Lawrence W. Townsend, Zhili Zhang

Abstract

Interplanetary and deep space missions greatly benefit from the utilization of gravitational assists to reach their final destinations. By closely “swinging by” a planet, a spacecraft can gain or lose velocity or change directions without requiring any expenditure of propulsion. In today’s budget-driven design environment, gravity assist flybys reduce the need for on-board fuel and propulsion systems, thereby reducing overall cost, increasing payload and mission capacity, increasing mission life, and decreasing travel time. It is expected that many future missions will also be designed to swing by Jupiter in order to utilize a gravity assist. However, there is a risk associated with choosing to flyby Jupiter: increased exposure to radiation.
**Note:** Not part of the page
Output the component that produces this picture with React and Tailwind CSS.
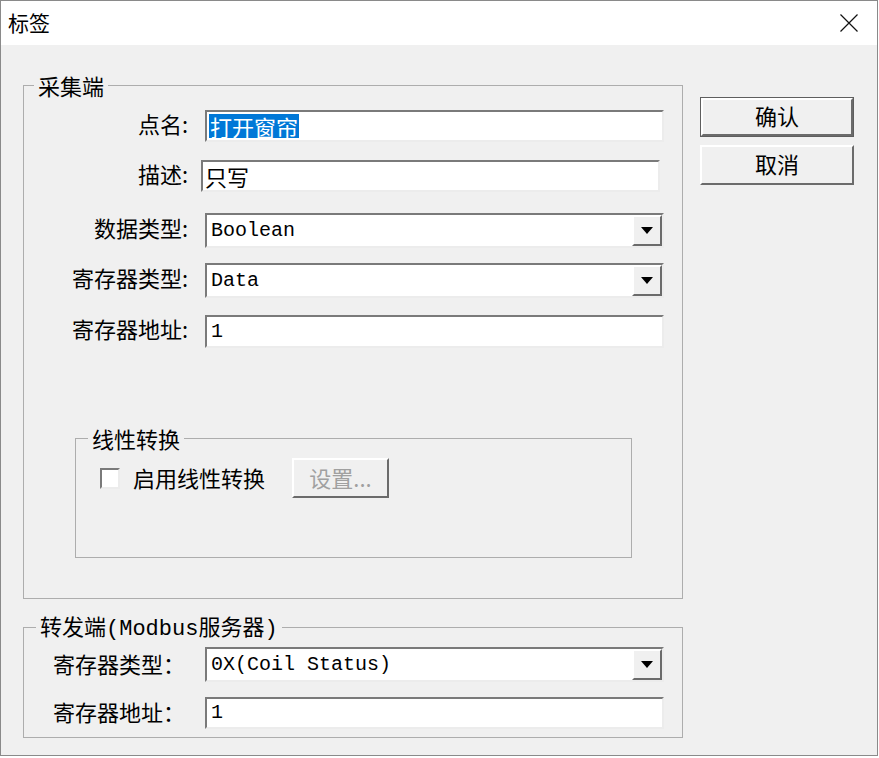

Exposure to radiation can severely impact spacecraft electronic systems. Since today’s spacecraft consist of sophisticated circuits that operate at low voltages and currents, the effects of radiation have become increasingly important. Harsh radiation environments can have damaging effects on spacecraft electronics that may ultimately lead to mission failure. Historically, analysts use trapped particle environment data recorded from previous missions in conjunction with the planned trajectory of their individual mission to predict radiation exposure at Jupiter. Until now, no database existed that lists potential radiation exposure for a variety of possible Jupiter flyby trajectories. This thesis and associated tools allow radiation dose to be more easily determined during preliminary mission planning. Over 16,000 potential Jupiter flyby trajectories were generated via the Program to Optimize Simulated Trajectories (POST). These trajectories were then input into the European Space Agency’s (ESA) Space Environment Information System (SPENVIS) to predict the total radiation dose behind 3 mm of Aluminum shielding. SPENVIS is web-based software that has stored trapped particle models for Jupiter. Once run through SPENVIS, total flyby radiation dosage was stored for each trajectory, and an algorithm was developed that allows for interpolation and approximation of dose for cases not in the original database. This algorithm should be useful to future space mission designers who are looking to utilize a gravity assist at Jupiter and will allow a quick comparison of multiple mission scenarios with respect to flyby radiation dose.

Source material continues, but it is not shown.